## Task requirements
Restate the whole listing word for word. Pictures are left out.
[start]
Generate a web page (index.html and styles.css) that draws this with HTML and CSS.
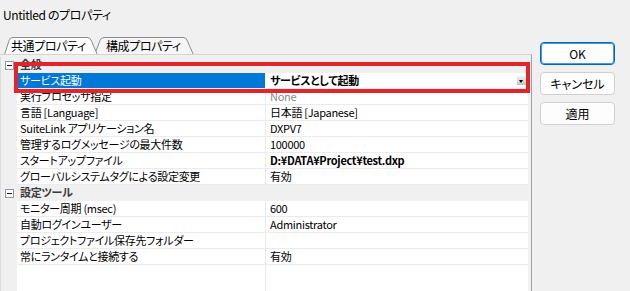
FILE: index.html
```html
<!DOCTYPE html>
<html lang="ja">
  <head>
    <meta charset="UTF-8" />
    <title>Untitled のプロパティ</title>
    <link rel="stylesheet" href="styles.css">
  </head>
  <body>
    <div class="title">Untitled のプロパティ</div>
    <div class="main">
      <div class="sheet">
        <div class="tabs">
          <div class="tab active">
            <svg width="94" height="18" viewBox="0 0 94 18">
              <path d="M0.5,18 L5,3.5 Q6,0.5 9,0.5 L83,0.5 Q86,0.5 87,3 L93.5,18" fill="#fdfdfd" stroke="#8c8c8c" />
            </svg>
            <span>共通プロパティ</span>
          </div>
          <div class="tab other">
            <svg width="100" height="18" viewBox="0 0 100 18">
              <path d="M0.5,18 L6,3.5 Q7,0.5 10,0.5 L89,0.5 Q92,0.5 93,3 L99.5,18" fill="#f6f6f6" stroke="#8c8c8c" />
            </svg>
            <span>構成プロパティ</span>
          </div>
        </div>
        <div class="panel">
          <div class="grid">
            <div class="row cat">
              <div class="gutter"><span class="toggle"></span></div>
              <div class="label">全般</div>
            </div>
            <div class="row">
              <div class="gutter"></div>
              <div class="name sel">サービス起動</div>
              <div class="value combo"><b>サービスとして起動</b><span class="drop"></span></div>
            </div>
            <div class="row">
              <div class="gutter"></div>
              <div class="name">実行プロセッサ指定</div>
              <div class="value muted">None</div>
            </div>
            <div class="row">
              <div class="gutter"></div>
              <div class="name">言語 [Language]</div>
              <div class="value">日本語 [Japanese]</div>
            </div>
            <div class="row">
              <div class="gutter"></div>
              <div class="name">SuiteLink アプリケーション名</div>
              <div class="value">DXPV7</div>
            </div>
            <div class="row">
              <div class="gutter"></div>
              <div class="name">管理するログメッセージの最大件数</div>
              <div class="value">100000</div>
            </div>
            <div class="row">
              <div class="gutter"></div>
              <div class="name">スタートアップファイル</div>
              <div class="value"><b>D:¥DATA¥Project¥test.dxp</b></div>
            </div>
            <div class="row">
              <div class="gutter"></div>
              <div class="name">グローバルシステムタグによる設定変更</div>
              <div class="value">有効</div>
            </div>
            <div class="row cat">
              <div class="gutter"><span class="toggle"></span></div>
              <div class="label">設定ツール</div>
            </div>
            <div class="row">
              <div class="gutter"></div>
              <div class="name">モニター周期 (msec)</div>
              <div class="value">600</div>
            </div>
            <div class="row">
              <div class="gutter"></div>
              <div class="name">自動ログインユーザー</div>
              <div class="value">Administrator</div>
            </div>
            <div class="row">
              <div class="gutter"></div>
              <div class="name">プロジェクトファイル保存先フォルダー</div>
              <div class="value"></div>
            </div>
            <div class="row">
              <div class="gutter"></div>
              <div class="name">常にランタイムと接続する</div>
              <div class="value">有効</div>
            </div>
            <div class="row filler">
              <div class="gutter"></div>
              <div class="name"></div>
              <div class="value"></div>
            </div>
            <div class="highlight"></div>
          </div>
        </div>
      </div>
      <div class="buttons">
        <button class="default">OK</button>
        <button>キャンセル</button>
        <button>適用</button>
      </div>
    </div>
  </body>
</html>
```

FILE: styles.css
```css
/* Base */
* {
  box-sizing: border-box;
  margin: 0;
  padding: 0;
}

body {
  width: 630px;
  height: 291px;
  overflow: hidden;
  background-color: #f0f0f0;
  color: #000;
  font-family: "Noto Sans CJK JP", "Noto Sans", sans-serif;
  font-feature-settings: "palt";
}

/* Title */
.title {
  height: 37px;
  padding: 8px 0 0 3px;
  font-size: 12px;
  line-height: 14px;
  letter-spacing: -0.4px;
}

.main {
  display: flex;
  height: 254px;
}

/* Tabs */
.sheet {
  width: 532px;
  display: flex;
  flex-direction: column;
}

.tabs {
  display: flex;
  height: 17px;
  padding-left: 4px;
}

.tab {
  position: relative;
  height: 17px;
  font-size: 12px;
  line-height: 17px;
  letter-spacing: -0.4px;
}

.tab svg {
  position: absolute;
  left: 0;
  top: 0;
}

.tab span {
  position: relative;
}

.tab.active {
  width: 94px;
  padding-left: 7px;
  z-index: 2;
}

.tab.other {
  width: 100px;
  margin-left: -4px;
  padding-left: 12px;
  z-index: 1;
}

/* Property grid */
.panel {
  flex: 1;
  border-top: 1px solid #d5d5d5;
  border-right: 1px solid #a0a0a0;
  padding: 2px 3px 0 0;
  position: relative;
  z-index: 3;
}

.grid {
  position: relative;
  height: 100%;
  display: flex;
  flex-direction: column;
  font-size: 11px;
  letter-spacing: -0.3px;
}

.row {
  display: flex;
  height: 16px;
  line-height: 15px;
  flex: none;
}

.gutter {
  width: 17px;
  flex: none;
  background-color: #f0f0f0;
  border-left: 1px solid #dcdcdc;
  padding: 4px 0 0 4px;
}

.toggle {
  display: block;
  position: relative;
  width: 9px;
  height: 9px;
  background-color: #fff;
  border: 1px solid #8e99ab;
}

.toggle::after {
  content: "";
  position: absolute;
  left: 1px;
  top: 3px;
  width: 5px;
  height: 1px;
  background-color: #222;
}

.name {
  width: 249px;
  flex: none;
  background-color: #fff;
  border-right: 1px solid #ebebeb;
  border-bottom: 1px solid #ebebeb;
  padding-left: 3px;
  white-space: nowrap;
}

.name.sel {
  background-color: #0078d7;
  color: #fff;
  border-right-color: #fff;
}

.value {
  flex: 1;
  background-color: #fff;
  border-bottom: 1px solid #ebebeb;
  padding-left: 4px;
  white-space: nowrap;
}

.value.muted {
  color: #8a8a8a;
}

.value.combo {
  display: flex;
  align-items: center;
  justify-content: space-between;
  padding-right: 2px;
}

.drop {
  position: relative;
  width: 9px;
  height: 9px;
  background: linear-gradient(#f2f2f2, #c4c4c4);
}

.drop::after {
  content: "";
  position: absolute;
  left: 2px;
  top: 4px;
  border-left: 2.5px solid transparent;
  border-right: 2.5px solid transparent;
  border-top: 3px solid #000;
}

.cat .label {
  flex: 1;
  background-color: #f0f0f0;
  color: #3a3a3a;
  font-weight: bold;
  padding-left: 3px;
}

.row.filler {
  flex: 1;
  height: auto;
}

.filler .name,
.filler .value {
  border-bottom: none;
}

.highlight {
  position: absolute;
  left: 14px;
  top: 5px;
  width: 516px;
  height: 31px;
  border: 4px solid #e3242b;
}

/* Buttons */
.buttons {
  display: flex;
  flex-direction: column;
  gap: 7px;
  margin-left: 8px;
  padding-top: 5px;
}

button {
  width: 75px;
  height: 23px;
  font-family: "Noto Sans CJK JP", "Noto Sans", sans-serif;
  font-feature-settings: "palt";
  font-size: 12px;
  color: #000;
  background-color: #fdfdfd;
  border: 1px solid #d0d0d0;
  border-radius: 4px;
}

button.default {
  border-color: #0067c0;
  box-shadow: inset 0 0 0 1px #4a9ae0;
}
```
[end]
## Solution below
Generate a web page (index.html and styles.css) that draws this with HTML and CSS.
FILE: index.html
```html
<!DOCTYPE html>
<html lang="ja">
  <head>
    <meta charset="UTF-8" />
    <title>Untitled のプロパティ</title>
    <link rel="stylesheet" href="styles.css">
  </head>
  <body>
    <div class="title">Untitled のプロパティ</div>
    <div class="main">
      <div class="sheet">
        <div class="tabs">
          <div class="tab active">
            <svg width="94" height="18" viewBox="0 0 94 18">
              <path d="M0.5,18 L5,3.5 Q6,0.5 9,0.5 L83,0.5 Q86,0.5 87,3 L93.5,18" fill="#fdfdfd" stroke="#8c8c8c" />
            </svg>
            <span>共通プロパティ</span>
          </div>
          <div class="tab other">
            <svg width="100" height="18" viewBox="0 0 100 18">
              <path d="M0.5,18 L6,3.5 Q7,0.5 10,0.5 L89,0.5 Q92,0.5 93,3 L99.5,18" fill="#f6f6f6" stroke="#8c8c8c" />
            </svg>
            <span>構成プロパティ</span>
          </div>
        </div>
        <div class="panel">
          <div class="grid">
            <div class="row cat">
              <div class="gutter"><span class="toggle"></span></div>
              <div class="label">全般</div>
            </div>
            <div class="row">
              <div class="gutter"></div>
              <div class="name sel">サービス起動</div>
              <div class="value combo"><b>サービスとして起動</b><span class="drop"></span></div>
            </div>
            <div class="row">
              <div class="gutter"></div>
              <div class="name">実行プロセッサ指定</div>
              <div class="value muted">None</div>
            </div>
            <div class="row">
              <div class="gutter"></div>
              <div class="name">言語 [Language]</div>
              <div class="value">日本語 [Japanese]</div>
            </div>
            <div class="row">
              <div class="gutter"></div>
              <div class="name">SuiteLink アプリケーション名</div>
              <div class="value">DXPV7</div>
            </div>
            <div class="row">
              <div class="gutter"></div>
              <div class="name">管理するログメッセージの最大件数</div>
              <div class="value">100000</div>
            </div>
            <div class="row">
              <div class="gutter"></div>
              <div class="name">スタートアップファイル</div>
              <div class="value"><b>D:¥DATA¥Project¥test.dxp</b></div>
            </div>
            <div class="row">
              <div class="gutter"></div>
              <div class="name">グローバルシステムタグによる設定変更</div>
              <div class="value">有効</div>
            </div>
            <div class="row cat">
              <div class="gutter"><span class="toggle"></span></div>
              <div class="label">設定ツール</div>
            </div>
            <div class="row">
              <div class="gutter"></div>
              <div class="name">モニター周期 (msec)</div>
              <div class="value">600</div>
            </div>
            <div class="row">
              <div class="gutter"></div>
              <div class="name">自動ログインユーザー</div>
              <div class="value">Administrator</div>
            </div>
            <div class="row">
              <div class="gutter"></div>
              <div class="name">プロジェクトファイル保存先フォルダー</div>
              <div class="value"></div>
            </div>
            <div class="row">
              <div class="gutter"></div>
              <div class="name">常にランタイムと接続する</div>
              <div class="value">有効</div>
            </div>
            <div class="row filler">
              <div class="gutter"></div>
              <div class="name"></div>
              <div class="value"></div>
            </div>
            <div class="highlight"></div>
          </div>
        </div>
      </div>
      <div class="buttons">
        <button class="default">OK</button>
        <button>キャンセル</button>
        <button>適用</button>
      </div>
    </div>
  </body>
</html>
```

FILE: styles.css
```css
/* Base */
* {
  box-sizing: border-box;
  margin: 0;
  padding: 0;
}

body {
  width: 630px;
  height: 291px;
  overflow: hidden;
  background-color: #f0f0f0;
  color: #000;
  font-family: "Noto Sans CJK JP", "Noto Sans", sans-serif;
  font-feature-settings: "palt";
}

/* Title */
.title {
  height: 37px;
  padding: 8px 0 0 3px;
  font-size: 12px;
  line-height: 14px;
  letter-spacing: -0.4px;
}

.main {
  display: flex;
  height: 254px;
}

/* Tabs */
.sheet {
  width: 532px;
  display: flex;
  flex-direction: column;
}

.tabs {
  display: flex;
  height: 17px;
  padding-left: 4px;
}

.tab {
  position: relative;
  height: 17px;
  font-size: 12px;
  line-height: 17px;
  letter-spacing: -0.4px;
}

.tab svg {
  position: absolute;
  left: 0;
  top: 0;
}

.tab span {
  position: relative;
}

.tab.active {
  width: 94px;
  padding-left: 7px;
  z-index: 2;
}

.tab.other {
  width: 100px;
  margin-left: -4px;
  padding-left: 12px;
  z-index: 1;
}

/* Property grid */
.panel {
  flex: 1;
  border-top: 1px solid #d5d5d5;
  border-right: 1px solid #a0a0a0;
  padding: 2px 3px 0 0;
  position: relative;
  z-index: 3;
}

.grid {
  position: relative;
  height: 100%;
  display: flex;
  flex-direction: column;
  font-size: 11px;
  letter-spacing: -0.3px;
}

.row {
  display: flex;
  height: 16px;
  line-height: 15px;
  flex: none;
}

.gutter {
  width: 17px;
  flex: none;
  background-color: #f0f0f0;
  border-left: 1px solid #dcdcdc;
  padding: 4px 0 0 4px;
}

.toggle {
  display: block;
  position: relative;
  width: 9px;
  height: 9px;
  background-color: #fff;
  border: 1px solid #8e99ab;
}

.toggle::after {
  content: "";
  position: absolute;
  left: 1px;
  top: 3px;
  width: 5px;
  height: 1px;
  background-color: #222;
}

.name {
  width: 249px;
  flex: none;
  background-color: #fff;
  border-right: 1px solid #ebebeb;
  border-bottom: 1px solid #ebebeb;
  padding-left: 3px;
  white-space: nowrap;
}

.name.sel {
  background-color: #0078d7;
  color: #fff;
  border-right-color: #fff;
}

.value {
  flex: 1;
  background-color: #fff;
  border-bottom: 1px solid #ebebeb;
  padding-left: 4px;
  white-space: nowrap;
}

.value.muted {
  color: #8a8a8a;
}

.value.combo {
  display: flex;
  align-items: center;
  justify-content: space-between;
  padding-right: 2px;
}

.drop {
  position: relative;
  width: 9px;
  height: 9px;
  background: linear-gradient(#f2f2f2, #c4c4c4);
}

.drop::after {
  content: "";
  position: absolute;
  left: 2px;
  top: 4px;
  border-left: 2.5px solid transparent;
  border-right: 2.5px solid transparent;
  border-top: 3px solid #000;
}

.cat .label {
  flex: 1;
  background-color: #f0f0f0;
  color: #3a3a3a;
  font-weight: bold;
  padding-left: 3px;
}

.row.filler {
  flex: 1;
  height: auto;
}

.filler .name,
.filler .value {
  border-bottom: none;
}

.highlight {
  position: absolute;
  left: 14px;
  top: 5px;
  width: 516px;
  height: 31px;
  border: 4px solid #e3242b;
}

/* Buttons */
.buttons {
  display: flex;
  flex-direction: column;
  gap: 7px;
  margin-left: 8px;
  padding-top: 5px;
}

button {
  width: 75px;
  height: 23px;
  font-family: "Noto Sans CJK JP", "Noto Sans", sans-serif;
  font-feature-settings: "palt";
  font-size: 12px;
  color: #000;
  background-color: #fdfdfd;
  border: 1px solid #d0d0d0;
  border-radius: 4px;
}

button.default {
  border-color: #0067c0;
  box-shadow: inset 0 0 0 1px #4a9ae0;
}
```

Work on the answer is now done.